TASK OBJECTIVE:
Find how many lines in the data below mention "styles". Give the number only.

###

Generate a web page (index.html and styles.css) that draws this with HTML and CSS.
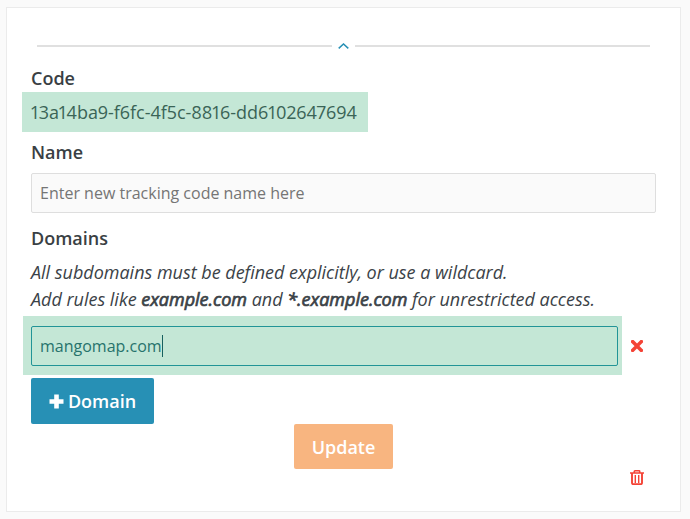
FILE: index.html
```html
<!DOCTYPE html>
<html lang="en">
<head>
<meta charset="utf-8">
<title>Tracking code</title>
<link rel="stylesheet" href="styles.css">
</head>
<body>
<main class="card">
  <div class="divider">
    <span class="line"></span>
    <svg class="chevron" width="11" height="6" viewBox="0 0 11 6"><path d="M.7 5.4 5.5 1l4.8 4.4" fill="none" stroke="#2790b5" stroke-width="1.5"/></svg>
    <span class="line"></span>
  </div>
  <h2 class="label">Code</h2>
  <div class="code"><span class="code-text">13a14ba9-f6fc-4f5c-8816-dd6102647694</span></div>
  <h2 class="label label-name">Name</h2>
  <div class="field"><span class="placeholder">Enter new tracking code name here</span></div>
  <h2 class="label label-domains">Domains</h2>
  <p class="hint"><span class="hint-one">All subdomains must be defined explicitly, or use a wildcard.</span><br><span class="hint-two">Add rules like <b>example.com</b> and <b>*.example.com</b> for unrestricted access.</span></p>
  <div class="domain-row">
    <div class="highlight"><div class="field active"><span class="value">mangomap.com</span><span class="caret"></span></div></div>
    <svg class="remove" width="12" height="12" viewBox="0 0 12 12"><path d="M1.6 1.6l8.8 8.8M10.4 1.6l-8.8 8.8" stroke="#f44336" stroke-width="3.5" stroke-linecap="square" stroke-linejoin="round"/></svg>
  </div>
  <button class="btn add"><svg width="15" height="15" viewBox="0 0 15 15"><path d="M7.5 0.5v14M0.5 7.5h14" stroke="#fff" stroke-width="4.6"/></svg><span class="btn-text">Domain</span></button>
  <button class="btn update"><span class="btn-text">Update</span></button>
  <svg class="trash" width="14" height="15" viewBox="0 0 14 15"><path d="M0 3h14M4.3 3V1.4q0-.6.6-.6h4.2q.6 0 .6.6V3" fill="none" stroke="#f44336" stroke-width="1.6"/><path d="M2 3v10.1q0 1 1 1h8q1 0 1-1V3" fill="none" stroke="#f44336" stroke-width="1.9"/><path d="M5.3 5v8M8.7 5v8" stroke="#f44336" stroke-width="1.4"/></svg>
</main>
</body>
</html>
```
FILE: styles.css
```css
* { box-sizing: border-box; }
body {
  margin: 0;
  padding: 7px 0 0 6px;
  background: #fafafa;
  color: #3b4247;
  font-family: "Open Sans", sans-serif;
  font-size: 18px;
}
.card {
  display: flex;
  flex-direction: column;
  align-items: flex-start;
  width: 675px;
  height: 505px;
  padding: 34px 24px 0;
  background: #fff;
  border: 1px solid #ebebeb;
}
.divider {
  display: flex;
  align-items: center;
  gap: 6px;
  width: 613px;
  height: 8px;
  margin-left: 6px;
}
.line { flex: 1; height: 2px; background: #e0e0e0; }
.chevron { flex: none; }
.label {
  margin: 15px 0 0;
  color: #3a3f44;
  font-size: 18px;
  font-weight: 600;
  line-height: 27px;
}
.code {
  display: flex;
  align-items: center;
  width: 346px;
  height: 40px;
  margin-left: -9px;
  padding-left: 9px;
  background: #c4e7d6;
  color: #3a6456;
  font-variant-numeric: proportional-nums;
  font-weight: 400;
  letter-spacing: -0.04px;
  white-space: nowrap;
}
.label-name { margin-top: 7px; }
.field {
  display: flex;
  align-items: center;
  width: 625px;
  height: 40px;
  margin-top: 7px;
  padding-left: 8px;
  border: 1px solid #dedede;
  border-radius: 2px;
  background: #fafafa;
  color: #757575;
  font-size: 16px;
}
.label-domains { margin-top: 12px; }
.hint {
  margin: 7px 0 0;
  font-style: italic;
  line-height: 27px;
  letter-spacing: -0.015px;
  white-space: nowrap;
}
.hint b { font-weight: 400; -webkit-text-stroke: 0.7px currentColor; }
.domain-row { display: flex; align-items: center; gap: 9px; margin: 3px 0 0 -8px; }
.highlight { width: 599px; height: 59px; padding: 10px 4px 9px 8px; background: #c4e7d6; }
.active {
  width: 587px;
  margin: 0;
  background: transparent;
  border-color: #229497;
  color: #27736c;
}
.caret { width: 1px; height: 22px; background: #17605e; }
.btn {
  display: flex;
  align-items: center;
  justify-content: center;
  padding: 0;
  border: 0;
  border-radius: 2px;
  color: #fff;
  font: 600 18px "Open Sans", sans-serif;
}
.add { gap: 4px; width: 123px; height: 46px; margin-top: 3px; background: #2790b5; }
.update { align-self: center; width: 99px; height: 45px; background: #f8b580; }
.trash { align-self: flex-end; margin: 1px 12px 0 0; }
```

###

THE RESULT:
3